Short exercise
Present every line in which the string "index" appears.

Collected data
════
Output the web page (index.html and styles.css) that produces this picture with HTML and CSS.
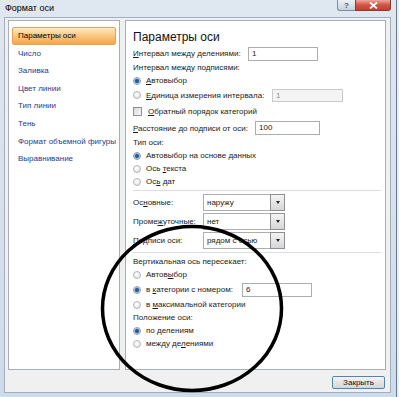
FILE: index.html
```html
<!DOCTYPE html>
<html lang="ru">
<head>
    <meta charset="UTF-8">
    <title>Формат оси</title>
    <link rel="stylesheet" href="styles.css">
</head>
<body>
    <div class="window">
        <div class="titlebar">
            <span class="title">Формат оси</span>
            <div class="caption-buttons">
                <span class="cap-btn help">?</span>
                <span class="cap-btn close">
                    <svg width="9" height="7" viewBox="0 0 9 7"><path d="M1 0.5 L8 6.5 M8 0.5 L1 6.5" stroke="#fff" stroke-width="1.8"/></svg>
                </span>
            </div>
        </div>

        <div class="client">
            <div class="panes">
                <!-- left list of sections -->
                <ul class="nav">
                    <li class="active">Параметры оси</li>
                    <li>Число</li>
                    <li>Заливка</li>
                    <li>Цвет линии</li>
                    <li>Тип линии</li>
                    <li>Тень</li>
                    <li>Формат объемной фигуры</li>
                    <li>Выравнивание</li>
                </ul>

                <div class="content">
                    <h1>Параметры оси</h1>

                    <div class="row row-field first">
                        <span class="label label-interval"><u>И</u>нтервал между делениями:</span>
                        <span class="field field-short">1</span>
                    </div>
                    <div class="row"><span>Интервал между подписями:</span></div>
                    <div class="row"><span class="radio on"></span><span><u>А</u>втовыбор</span></div>
                    <div class="row row-field">
                        <span class="radio"></span>
                        <span class="label label-unit"><u>Е</u>диница измерения интервала:</span>
                        <span class="field off">1</span>
                    </div>
                    <div class="row row-check"><span class="check"></span><span><u>О</u>братный порядок категорий</span></div>
                    <div class="row row-field">
                        <span class="label label-distance"><u>Р</u>асстояние до подписи от оси:</span>
                        <span class="field field-distance">100</span>
                    </div>
                    <div class="row"><span>Тип оси:</span></div>
                    <div class="row"><span class="radio on"></span><span>Автовыбор на основе данных</span></div>
                    <div class="row"><span class="radio"></span><span>Ось <u>т</u>екста</span></div>
                    <div class="row"><span class="radio"></span><span>Ос<u>ь</u> дат</span></div>

                    <div class="sep"></div>

                    <div class="row row-select">
                        <span class="label label-select">Ос<u>н</u>овные:</span>
                        <span class="select"><span class="select-value">наружу</span><span class="select-arrow"></span></span>
                    </div>
                    <div class="row row-select">
                        <span class="label label-select">Проме<u>ж</u>уточные:</span>
                        <span class="select"><span class="select-value">нет</span><span class="select-arrow"></span></span>
                    </div>
                    <div class="row row-select">
                        <span class="label label-select"><u>П</u>одписи оси:</span>
                        <span class="select"><span class="select-value">рядом с осью</span><span class="select-arrow"></span></span>
                    </div>

                    <div class="sep"></div>

                    <div class="row"><span>Вертикальная ось пересекает:</span></div>
                    <div class="row"><span class="radio"></span><span>Автов<u>ы</u>бор</span></div>
                    <div class="row row-field wide">
                        <span class="radio on"></span>
                        <span class="label label-category">в <u>к</u>атегории с номером:</span>
                        <span class="field field-short">6</span>
                    </div>
                    <div class="row"><span class="radio"></span><span>в <u>м</u>аксимальной категории</span></div>
                    <div class="row"><span>Положение оси:</span></div>
                    <div class="row"><span class="radio on"></span><span>по <u>д</u>елениям</span></div>
                    <div class="row"><span class="radio"></span><span>между де<u>л</u>ениями</span></div>
                </div>
            </div>

            <div class="footer">
                <button class="btn">Закрыть</button>
            </div>
        </div>

        <!-- hand drawn marker over the dialog -->
        <svg class="marker" width="399" height="397" viewBox="0 0 399 397">
            <ellipse cx="192" cy="308.5" rx="89.5" ry="82" fill="none" stroke="#000" stroke-width="3.5"/>
        </svg>
    </div>
</body>
</html>
```

FILE: styles.css
```css
body {
    margin: 0;
    background: #e6edf5;
    font-family: "Liberation Sans", Arial, sans-serif;
    font-size: 8px;
    color: #1b1b1b;
}
.window {
    position: relative;
    width: 397px;
    height: 397px;
    box-sizing: border-box;
    padding: 0 5px 4px 4px;
    background: linear-gradient(#dfe7f0, #cddbea);
    border-right: 1px solid #6b7a8c;
    display: flex;
    flex-direction: column;
}
.titlebar {
    height: 17px;
    flex-shrink: 0;
    display: flex;
    align-items: flex-start;
    justify-content: space-between;
}
.title {
    font-size: 9px;
    line-height: 17px;
    padding-left: 1px;
    color: #000;
}
.caption-buttons {
    display: flex;
}
.cap-btn {
    height: 11px;
    box-sizing: border-box;
    display: flex;
    align-items: center;
    justify-content: center;
    border: 1px solid #7d8ca1;
    border-top: none;
}
.help {
    width: 18px;
    border-right: none;
    border-radius: 0 0 0 3px;
    background: linear-gradient(#edf1f6, #c5d1df);
    color: #4f5b6b;
    font-size: 8px;
    font-weight: bold;
}
.close {
    width: 36px;
    border-color: #8b3a32;
    border-radius: 0 0 3px 0;
    background: linear-gradient(#e9a99d, #cf5443 50%, #c4402f);
}
.client {
    flex: 1;
    display: flex;
    flex-direction: column;
    background: #f0f0f0;
    border: 1px solid #9fb0c4;
    padding: 2px 4px 3px 3px;
}
.panes {
    display: flex;
    gap: 5px;
    height: 350px;
}
.nav {
    width: 112px;
    box-sizing: border-box;
    margin: 0;
    padding: 6px 3px 0 3px;
    list-style: none;
    background: #fff;
    border: 1px solid #a7aeb7;
}
.nav li {
    height: 17.6px;
    line-height: 17.6px;
    padding-left: 6px;
    box-sizing: border-box;
    color: #283a8e;
    white-space: nowrap;
}
.nav li.active {
    color: #000;
    line-height: 15.6px;
    padding-left: 5px;
    border: 1px solid #e4a453;
    border-radius: 2px;
    background: linear-gradient(#fde9c6, #fbc986 45%, #f5a647);
}
.content {
    flex: 1;
    display: flex;
    flex-direction: column;
    background: #fff;
    border: 1px solid #a7aeb7;
    padding: 7px 4px 0 7px;
}
.content h1 {
    margin: 0;
    height: 18px;
    line-height: 18px;
    font-size: 12px;
    font-weight: normal;
    color: #111;
}
.row {
    display: flex;
    align-items: center;
    height: 13px;
    flex-shrink: 0;
    white-space: nowrap;
}
.row-field {
    height: 16px;
}
.row-field.first {
    height: 15px;
}
.row-field.wide {
    height: 17px;
}
.row-check {
    height: 17px;
}
.row-select {
    height: 19px;
}
.label {
    flex-shrink: 0;
}
.label-interval {
    width: 115px;
}
.label-unit {
    width: 126px;
}
.label-distance {
    width: 122px;
}
.label-select {
    width: 70px;
}
.label-category {
    width: 96px;
}
.radio {
    width: 8px;
    height: 8px;
    box-sizing: border-box;
    border-radius: 50%;
    border: 1px solid #b0b4b9;
    background: radial-gradient(circle at 40% 35%, #fff, #dfe0e2);
    margin-right: 5px;
    flex-shrink: 0;
}
.radio.on {
    border-color: #8c9db2;
    background: radial-gradient(circle, #2a5b95 0 1.5px, #86a5cb 2.3px, #eef2f7 3.1px);
}
.check {
    width: 9px;
    height: 9px;
    box-sizing: border-box;
    border: 1px solid #8e8f8f;
    background: linear-gradient(135deg, #d8d8d8, #fafafa);
    margin-right: 6px;
    flex-shrink: 0;
}
.field {
    width: 71px;
    height: 14px;
    box-sizing: border-box;
    padding-left: 3px;
    line-height: 12px;
    border: 1px solid #abadb3;
    background: #fff;
}
.field-short {
    width: 70px;
}
.field-distance {
    width: 65px;
}
.field.off {
    height: 13px;
    line-height: 11px;
    color: #8d8d8d;
    background: #f4f4f4;
    border-color: #c9cacc;
}
.select {
    display: flex;
    width: 82px;
    height: 17px;
    box-sizing: border-box;
    border: 1px solid #abadb3;
    background: #fff;
}
.select-value {
    flex: 1;
    padding-left: 3px;
    line-height: 15px;
}
.select-arrow {
    width: 13px;
    display: flex;
    align-items: center;
    justify-content: center;
    border: 1px solid #8f8f8f;
    margin: -1px -1px -1px 0;
    background: linear-gradient(#f4f4f4, #d6d6d6);
}
.select-arrow::after {
    content: "";
    border-left: 2.5px solid transparent;
    border-right: 2.5px solid transparent;
    border-top: 3px solid #222;
}
.sep {
    height: 0;
    border-top: 1px solid #d9dee4;
    margin: 2px 0 2px 0;
    flex-shrink: 0;
}
.footer {
    display: flex;
    justify-content: flex-end;
    padding-top: 6px;
}
.btn {
    width: 53px;
    height: 13px;
    padding: 0;
    margin-right: 1px;
    font-family: inherit;
    font-size: 8px;
    color: #111;
    border: 1px solid #4a86b8;
    border-radius: 2px;
    background: linear-gradient(#f6f6f6, #e3e3e3 50%, #d6d6d6);
}
.marker {
    position: absolute;
    left: 0;
    top: 0;
    pointer-events: none;
}
```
════
Complete response
Output the web page (index.html and styles.css) that produces this picture with HTML and CSS.
FILE: index.html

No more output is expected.